Asking yourself this question will help your chances of securing an offer and build your confidence to overcome potential concerns of a hiring manager.
Why would I not get hired for this position?
Are you asking yourself this question at least a day before an interview?
You should be! Not only is this a great question to ask yourself, but it is also a great question to address with the recruiter helping in your job search. Questions for your recruiter may include, “Do you think there are any skills I’m missing or lacking that might put me at a disadvantage?” and “What could prevent me from getting an offer?”
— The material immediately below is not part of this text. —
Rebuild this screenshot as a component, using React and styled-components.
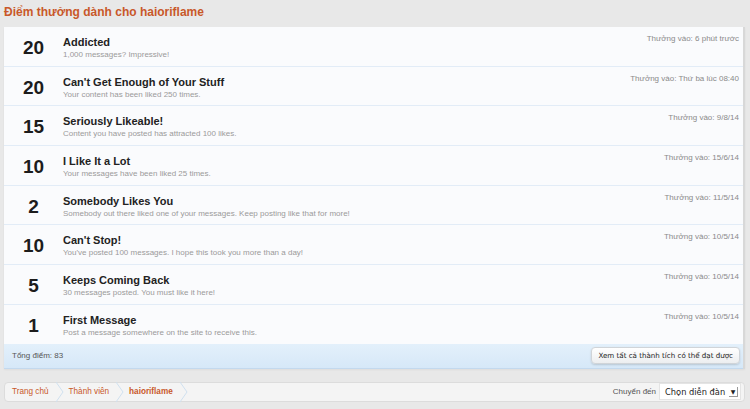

The goal is to reflect on this question, identify risks that might prevent you from getting an offer and then determine how to overcome those risks. Potential risks may include:
- Missing a skill listed in the requirements section
- A large gap in employment on your resume
- Several short-term contracts
- Job title history that does not include the one you are applying for
- Interview anxiety
- Heavy competition against other candidates
Keep in mind that most managers will typically have one interview concern per candidate. Help your chances of securing an offer by putting yourself in the Hiring Manager’s shoes. Then try to identify what your “candidate concern” or “candidate red flag” might be first.
The next step is to try to combat that concern! Let’s look at some example strategies for each of the six risks mentioned above.
Potential Candidate Red Flag/Risk:
Missing a skill, technology, tool, etc.
Take 1-2 hours of training prior to the interview. Communicate your strong interest in learning to the Manager and express the training you have completed.
Gap in employment.
Practice your explanation around the gap to a trusted friend, mentor, or recruiter and seek feedback. Gather a few strong, quality reference letters or LinkedIn recommendations from past Managers that reinforce your candidacy for a similar role.
Use the same solution above. Also practice your answer to, “Why I’m looking for a long-term career.”
Never had that job title.
Get references and recommendations that share strengths related to the core tasks involved in that type of role. Outline your relevant and transferrable experience and practice your 30-second “Why me” elevator pitch!
Prone to anxiety and nerves during an interview.
Remember practice makes perfect! Do a mock interview with someone you trust. Practice your answers to 10 or more common interview questions that are related to the role.
Get at least three or more strong recommendations to print and provide during the interview. Do a mock interview and work on providing a non-proprietary example of your work.
If interviewing for a Programmer/Software Engineer role, work on a code sample to provide, using a technology used by the firm where you are applying.
If interviewing for a Business Analyst or other role that involves documentation, provide a writing sample.
As part of your interview preparation and practice for each interview, remember to do our candidate risk identification and mitigation exercise. It will help your chances of securing an offer and build your confidence to overcome potential concerns of a hiring manager.